Griff is so moody lately. He's acting like a teenaged girl with PMS; he has a hair-trigger temper, yells at us and his brothers, argues with us frequently, bursts into tears just as frequently.
The arguments are crazy. One evening, he wasn't happy with being asked to bathe, so he kept seeking out the other parent to argue his case to them, back and forth. Just. Freaking. Get. In. The. Shower!!!! He gets really stubborn lately, insisting that HE knows the right information and that WE do not know...even though he's totally wrong. I don't want to get bogged down in debate, but it seems almost impossible to avoid it with him right now. He seems really hell-bent on doing exactly what he wants all the time, and if he's told it's not something we're willing to support (like having ice cream right that minute, no waiting) or if we try to encourage him to compromise for the sake of having harmony (like not running in circles around the basement and getting in the way of his brother, who was already riding his bike there), he either pouts or very defiantly does the thing he wanted to do. He's really not much of a "team player" in the family at the moment, which is frustrating because he's usually not like this.
The tears often take me completely by surprise. One day he found a couple of dead beetles in a corner of the basement and burst into tears. He was heartbroken that these beetles, which appeared to him to be babies, didn't get to live their lives.
At other times he's totally, almost annoyingly helpful or lovey-dovey. The intensity of all of these emotions and the pendulum effect of them is what reminds me of bad PMS. I'm wondering if we're gearing up for a BIG growth spurt. Or is this just part of being seven? Or both?
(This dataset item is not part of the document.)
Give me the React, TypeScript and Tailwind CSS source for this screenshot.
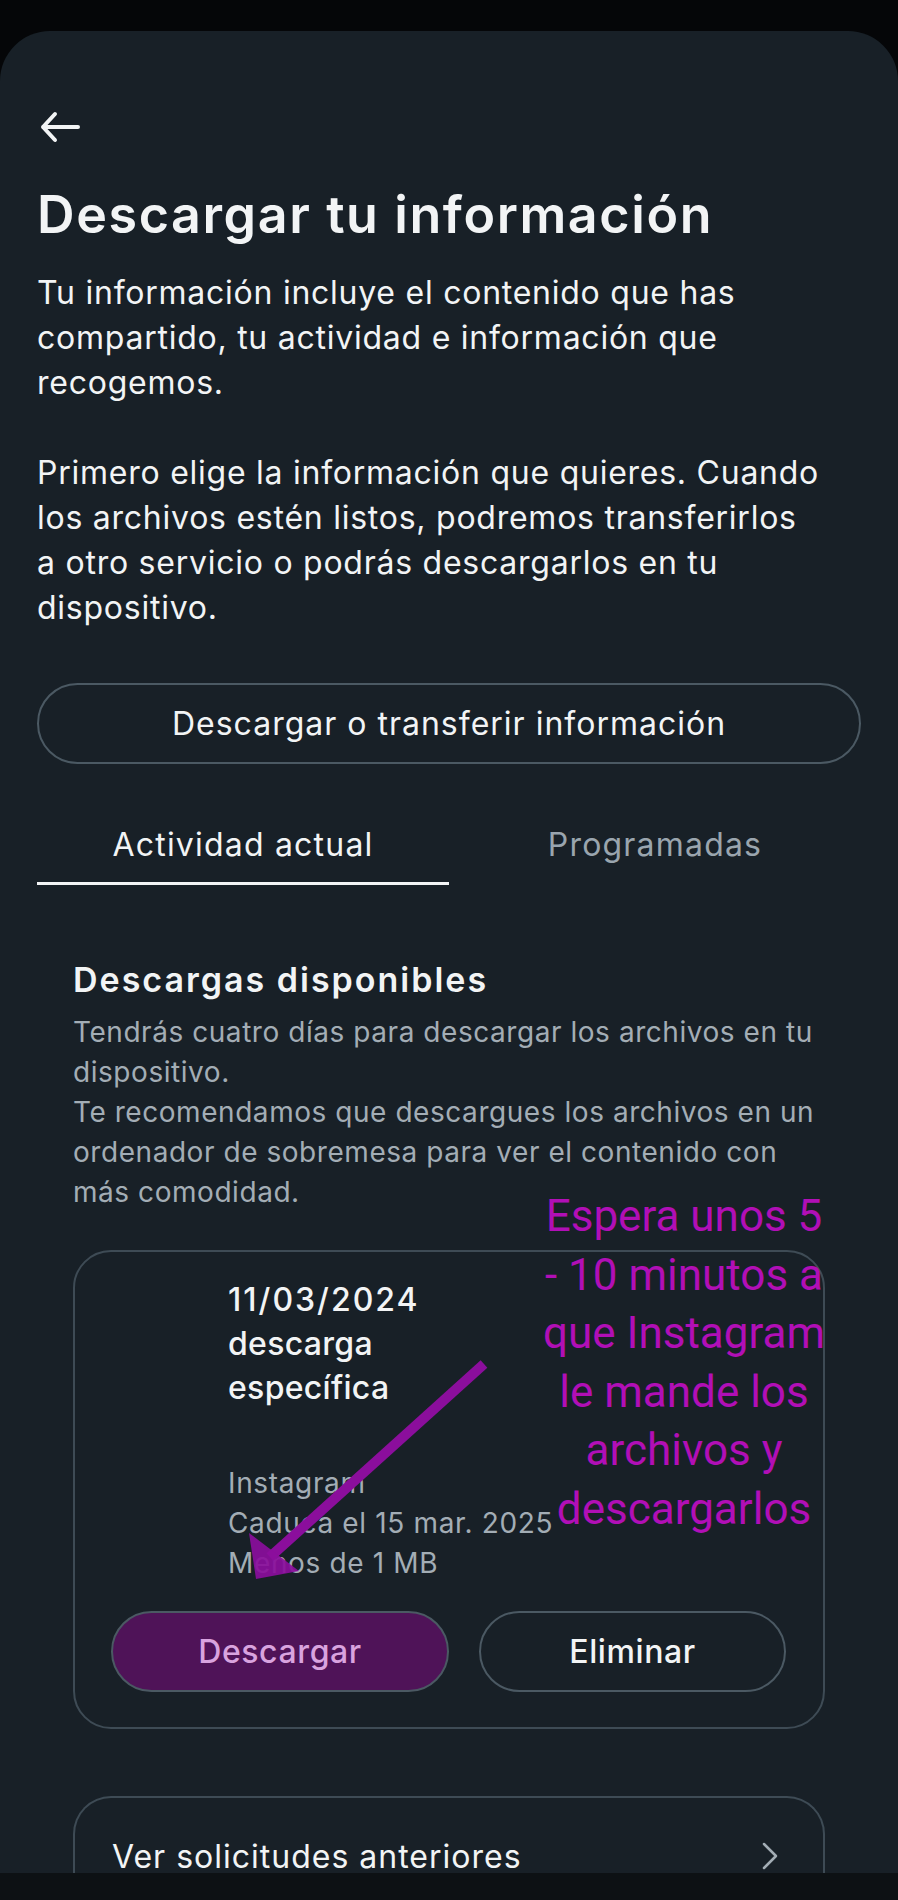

I'm not sure how to wade through this. He's often a really unpleasant person to be around, in a nagging kind of way. We've gotten more bossy with him because he doesn't seem to respond to nice requests or logical explanations any more - I have to be really firm in a very different way than I am with his younger brothers. It doesn't feel good but I don't know what else to do. I know it's all normal, but that doesn't tell me much about how best to respond. I feel like I keep getting into situations where we're pitting our wills against each other and I'm unwilling to budge on some things, so he sulks and cries and argues, and if he refuses to do something I feel like we have to yell at him and/or threaten something (like an earlier bedtime or taking away screen time) to get results. That kind of rule by demonstration of power over him is not how I want to live, but maybe it's just how things have to be with an older child? I don't know, gentle discipline in the older childhood years is totally foreign to me, and most parenting websites and books are focused on early childhood.
I knew today would be rocky; everybody went to bed late last night, which would mean overtired, moody kids today. Sure enough, a small thing turned into a big meltdown, and Griff glared and sulked and broadcast his anger loud and clear for me to receive. I eventually asked him if he'd like to paint with me, and suggested we paint "mad". What color is mad? He said black, I suggested red, too. We both added purple to our palettes. By the time we dipped brushes in paint, nobody was angry any more, although we did our best to make strokes that looked angry to us.
Griff borrowed my camera, reassuring me that he would wear the strap around his neck, and documented our work. His contribution for the day is his favorite image, cropped and enhanced. He's becoming handy with PhotoShop. Anger has Xs and slashes, muddied blacks and purples and reds mixed together, sharp spots and broken hearts.
Isn't it interesting that we often use the same colors for love?
(Fittingly, Griff himself put this word in the hat on day 1 of our challenge.)